Perjalanan kami ke Malaysia, khususnya menjelajahi pusat perbelanjaan premium seperti Sunway Pyramid di Selangor dan mal-mal besar di Kuala Lumpur, membuka mata akan sebuah kenyataan yang menyindir.
Di antara gemerlap toko-toko berkelas internasional, perhatian kami terhenti pada sebuah restoran besar yang berdiri megah di pintu masuk utama "Ole-Ole Bali".
Tidak seperti restoran Indonesia di negeri sendiri yang sering kali tersembunyi di lorong-lorong mal atau dikelompokkan dalam food court yang seragam, Ole-Ole Bali menempati area premium.
Lokasi ini biasanya diperuntukkan bagi merek-merek internasional kelas atas seperti Gucci atau Louis Vuitton.
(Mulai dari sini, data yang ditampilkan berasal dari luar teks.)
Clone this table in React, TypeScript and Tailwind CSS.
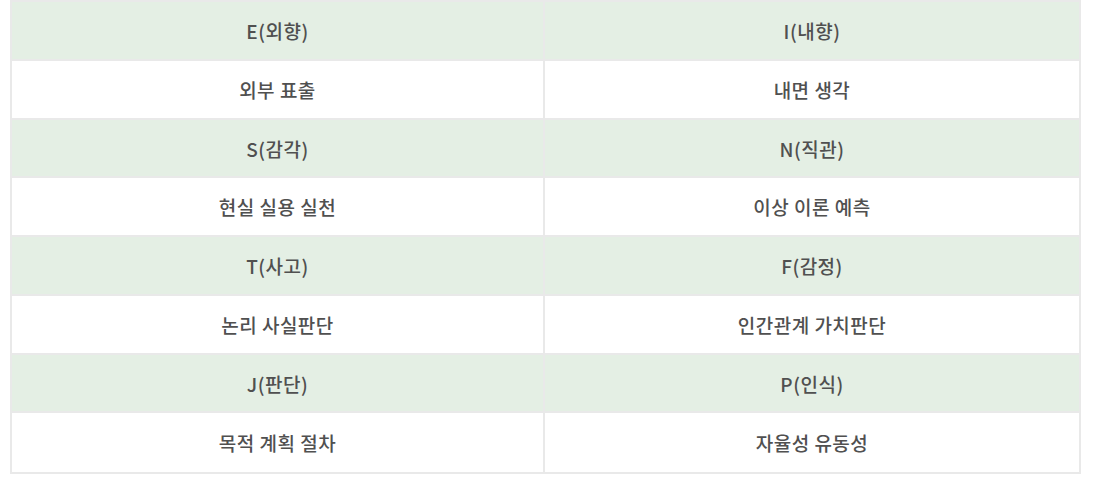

Di sini, budaya Bali dihormati dan dikemas sebagai sebuah kebanggaan, menjadi daya tarik utama bagi pengunjung lokal maupun internasional.
Tidak kurang dari enam gerai restoran Ole-Ole Bali tersebar di mal premium di Kuala Lumpur dan Sunway Pyramid, yang dapat dilihat di situs resmi mereka, www.oleolebali.asia, atau melalui ulasan di TripAdvisor.
Namun, pemandangan ini mengundang ironi besar. Bagaimana mungkin budaya kita, yang menjadi identitas bangsa, lebih dihargai di negeri orang daripada di tanah air sendiri? Ole-Ole Bali tidak hanya menjual makanan, tetapi juga pengalaman, suasana khas Bali yang otentik dengan dekorasi yang mencerminkan keindahan Pulau Dewata.
Sungguh pemandangan yang menakjubkan, tetapi sekaligus menyakitkan ketika kita membandingkan dengan bagaimana budaya lokal sering kali diabaikan di ruang-ruang publik Indonesia.
Ketika Mal-Mal Kita Kehilangan Identitas
Mal di Indonesia saat ini seolah menjadi galeri bagi merek internasional: Bulgari, H&M, Zara, Starbucks, dan berbagai nama lain yang begitu asing dari akar budaya kita.
Nuansa Indonesia nyaris tak terasa. Masuklah ke salah satu mal di Jakarta, dan Anda akan merasa seperti berada di kota metropolitan mana pun di dunia -- tanpa ciri khas lokal.